There are five sampled cultivars and two inferred unknowns, arranged in an unrooted network. Because the unknowns are inferred to be parents, the network can be rooted in any of three different places, as shown by the three Options illustrated.

The authors (or, more specifically, the third author, who is the one responsible for the genealogies) are in favour of Option A. This means that Mondeuse Noir and Viognier are Syrah's half-siblings rather than either being the grandparent.

This small genealogy is a tree, but when we move to larger genealogies the network nature of the cultivars should become obvious.

However, the authors resort to a standard subterfuge to hide this fact. This strategy is to show cultivars multiple times in the genealogies, to avoid drawing reticulate relationships. I have illustrated this approach a couple of times before in this blog:

     Reducing networks to trees
    Thoroughbred horses and reticulate pedigrees

In the following genealogy of the Pinot cultivar, the authors note: "For the sake of clarity, Trebbiano Toscano and Folle Blanche appear twice in the diagram."

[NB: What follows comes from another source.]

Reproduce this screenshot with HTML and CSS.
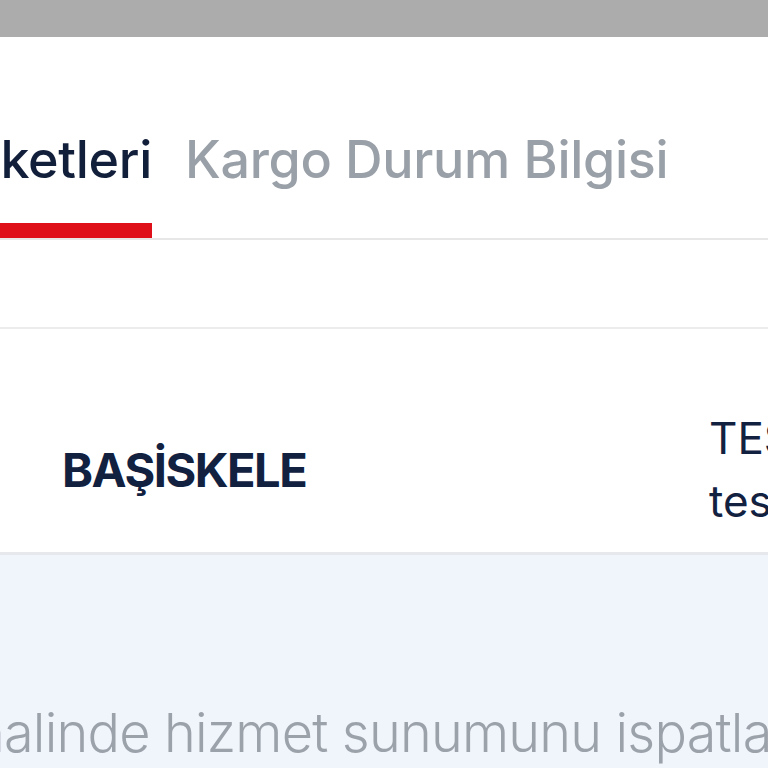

Trees reign supreme as simplifications of networks!

Wednesday, June 8, 2016

Why do so few biologists look at their phylogenetic data?

Most data analyses involve processing the data using some model. For example, standard parametric statistical tests assume a normal distribution for the "error" term, as well as equal variances and linear relationships between the variables. If these model assumptions ado not hold, then any inferences from the tests may be incorrect.

It is possible to look at any dataset in a model-free manner, although this does not necessarily lead to any strong inferences. Looking at data is usually called exploratory data analysis. This is often done using graphs of various types.

Exactly the same principle applies to phylogenetics. A phylogenetic tree is an inference from the data via a given model. The inference is a reconstructed genealogical history assuming a divergent tree. In this context, different models will often (usually?) give different inferences.

Therefore, most phylogeneticists never actually see their data. What they see, instead, is the data as processed through some model. That is, they see inferences from the model, not the original data. Models are important, but the data should be even more important, for a scientist.

It is thus interesting that so many phylogeneticists skip the step of looking at their data, and proceed immediately to the model-based inference. So many of the disagreements throughout the literature end up being about the models and not the data. There are very strong opinions about which models should be used, with less attention being paid to whether the data contain sufficient information to answer the original scientific question in the first place.

A specific example of this was discussed in some earlier blog posts:
Conflicting placental roots: network or tree?
Why are there conflicting placental roots?
In this example there are three possible genealogical patterns, each of which has been reported to receive strong support from model-based tree inference of nucleotide sequences. However, when looking at the sequence data themselves, in a model-free manner using data-display networks, any one dataset shows all three possible patterns. So, any inference of a single tree is coming from the model not from the data. That is, the data do not distinguish between the three genealogies, but the models do discriminate amongst them.

It is worth mentioning here that a haplotype network is not a genealogy. Instead, it is a summary of a population dataset, which may contain some phylogenetic patterns or it may not. So, a haplotype network is closer to exploratory data analysis than it is to model-based inference. This point is clearly made by Jessica W. Leigh and David Bryant (2015. PopART: full-feature software for haplotype network construction. Methods in Ecology and Evolution 6: 1110-1116):
The haplotype networks do provide, however, a concise and accessible representation of the data themselves, one aspect which is often lost in methods heavily dependent on model-based inference.
Looking at the data before you start processing it can be a very good idea. After all, you may be able to avoid unlikely inferences.